(Data listing)
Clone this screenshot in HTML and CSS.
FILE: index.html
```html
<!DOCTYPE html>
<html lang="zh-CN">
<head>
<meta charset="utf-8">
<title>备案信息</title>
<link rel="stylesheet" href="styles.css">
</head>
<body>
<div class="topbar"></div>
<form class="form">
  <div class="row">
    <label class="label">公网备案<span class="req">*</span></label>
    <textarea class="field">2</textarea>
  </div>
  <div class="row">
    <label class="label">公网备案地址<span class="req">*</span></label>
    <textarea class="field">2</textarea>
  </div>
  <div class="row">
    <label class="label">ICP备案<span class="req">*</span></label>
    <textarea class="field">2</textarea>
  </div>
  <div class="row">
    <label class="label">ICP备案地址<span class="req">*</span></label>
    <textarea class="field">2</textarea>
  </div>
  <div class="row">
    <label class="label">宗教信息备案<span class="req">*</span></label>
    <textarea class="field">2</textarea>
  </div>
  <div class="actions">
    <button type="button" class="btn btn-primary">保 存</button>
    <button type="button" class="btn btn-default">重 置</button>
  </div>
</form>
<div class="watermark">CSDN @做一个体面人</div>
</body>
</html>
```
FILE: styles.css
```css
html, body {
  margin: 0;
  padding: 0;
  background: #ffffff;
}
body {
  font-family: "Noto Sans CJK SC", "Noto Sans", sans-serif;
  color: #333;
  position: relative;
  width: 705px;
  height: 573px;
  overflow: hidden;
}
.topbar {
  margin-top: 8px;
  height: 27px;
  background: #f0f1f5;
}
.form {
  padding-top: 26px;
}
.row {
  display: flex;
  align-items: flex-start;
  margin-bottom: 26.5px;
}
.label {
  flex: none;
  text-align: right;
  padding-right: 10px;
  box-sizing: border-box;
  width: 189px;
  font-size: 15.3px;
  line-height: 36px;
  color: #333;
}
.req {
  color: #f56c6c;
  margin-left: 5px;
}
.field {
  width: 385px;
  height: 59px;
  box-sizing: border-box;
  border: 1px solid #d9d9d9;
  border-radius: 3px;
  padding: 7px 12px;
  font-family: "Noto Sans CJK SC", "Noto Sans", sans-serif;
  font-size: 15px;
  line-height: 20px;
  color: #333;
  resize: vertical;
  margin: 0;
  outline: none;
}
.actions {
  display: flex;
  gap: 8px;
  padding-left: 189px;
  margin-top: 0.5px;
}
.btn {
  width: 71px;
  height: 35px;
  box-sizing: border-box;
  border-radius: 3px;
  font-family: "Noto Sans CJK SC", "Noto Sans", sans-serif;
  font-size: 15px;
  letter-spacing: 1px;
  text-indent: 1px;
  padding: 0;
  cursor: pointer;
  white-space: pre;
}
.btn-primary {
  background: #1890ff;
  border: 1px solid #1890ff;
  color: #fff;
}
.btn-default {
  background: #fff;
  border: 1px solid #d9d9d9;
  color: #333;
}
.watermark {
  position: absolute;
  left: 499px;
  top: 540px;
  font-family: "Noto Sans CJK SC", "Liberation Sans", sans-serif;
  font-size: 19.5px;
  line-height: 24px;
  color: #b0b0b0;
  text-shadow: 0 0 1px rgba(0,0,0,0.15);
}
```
==
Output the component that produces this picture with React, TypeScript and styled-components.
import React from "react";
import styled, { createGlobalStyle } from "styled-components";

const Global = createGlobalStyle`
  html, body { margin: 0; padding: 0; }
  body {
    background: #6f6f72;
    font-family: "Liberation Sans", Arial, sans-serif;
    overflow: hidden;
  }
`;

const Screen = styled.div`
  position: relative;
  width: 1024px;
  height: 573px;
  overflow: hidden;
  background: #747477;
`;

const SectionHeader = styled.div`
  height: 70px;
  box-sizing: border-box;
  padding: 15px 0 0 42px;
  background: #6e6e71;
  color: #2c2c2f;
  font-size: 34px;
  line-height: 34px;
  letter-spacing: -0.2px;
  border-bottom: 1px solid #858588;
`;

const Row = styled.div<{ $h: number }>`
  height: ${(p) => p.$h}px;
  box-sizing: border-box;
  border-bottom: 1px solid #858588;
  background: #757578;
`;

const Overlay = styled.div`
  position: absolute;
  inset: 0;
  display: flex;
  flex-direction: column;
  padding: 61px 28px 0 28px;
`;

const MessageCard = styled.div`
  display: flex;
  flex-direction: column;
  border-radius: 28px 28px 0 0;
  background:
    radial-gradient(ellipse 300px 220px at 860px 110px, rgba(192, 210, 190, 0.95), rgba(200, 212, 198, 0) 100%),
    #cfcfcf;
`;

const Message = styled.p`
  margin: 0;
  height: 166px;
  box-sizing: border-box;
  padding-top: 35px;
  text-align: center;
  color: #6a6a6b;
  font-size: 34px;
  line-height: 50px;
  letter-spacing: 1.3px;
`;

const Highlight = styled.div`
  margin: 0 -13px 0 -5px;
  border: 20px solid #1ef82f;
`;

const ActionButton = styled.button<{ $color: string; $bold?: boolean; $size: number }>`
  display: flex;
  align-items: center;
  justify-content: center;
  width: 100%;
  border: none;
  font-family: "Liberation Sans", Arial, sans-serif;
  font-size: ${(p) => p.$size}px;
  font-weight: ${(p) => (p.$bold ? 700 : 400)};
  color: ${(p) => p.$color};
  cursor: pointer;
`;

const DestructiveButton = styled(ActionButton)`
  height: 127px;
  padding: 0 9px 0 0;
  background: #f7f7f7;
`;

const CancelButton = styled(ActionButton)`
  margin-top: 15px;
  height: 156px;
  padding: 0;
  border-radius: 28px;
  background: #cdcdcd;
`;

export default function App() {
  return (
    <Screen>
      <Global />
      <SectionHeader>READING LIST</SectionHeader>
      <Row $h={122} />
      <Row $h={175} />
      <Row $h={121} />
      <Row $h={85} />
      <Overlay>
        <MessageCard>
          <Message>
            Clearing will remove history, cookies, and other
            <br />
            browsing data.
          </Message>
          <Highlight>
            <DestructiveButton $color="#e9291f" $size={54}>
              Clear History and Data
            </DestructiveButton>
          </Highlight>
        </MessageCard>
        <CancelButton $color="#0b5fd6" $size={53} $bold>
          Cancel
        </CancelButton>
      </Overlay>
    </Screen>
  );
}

__Goal__
From the entries above, extract each line containing "this".

__Response__
Clone this screenshot in HTML and CSS.
Output the component that produces this picture with React, TypeScript and styled-components.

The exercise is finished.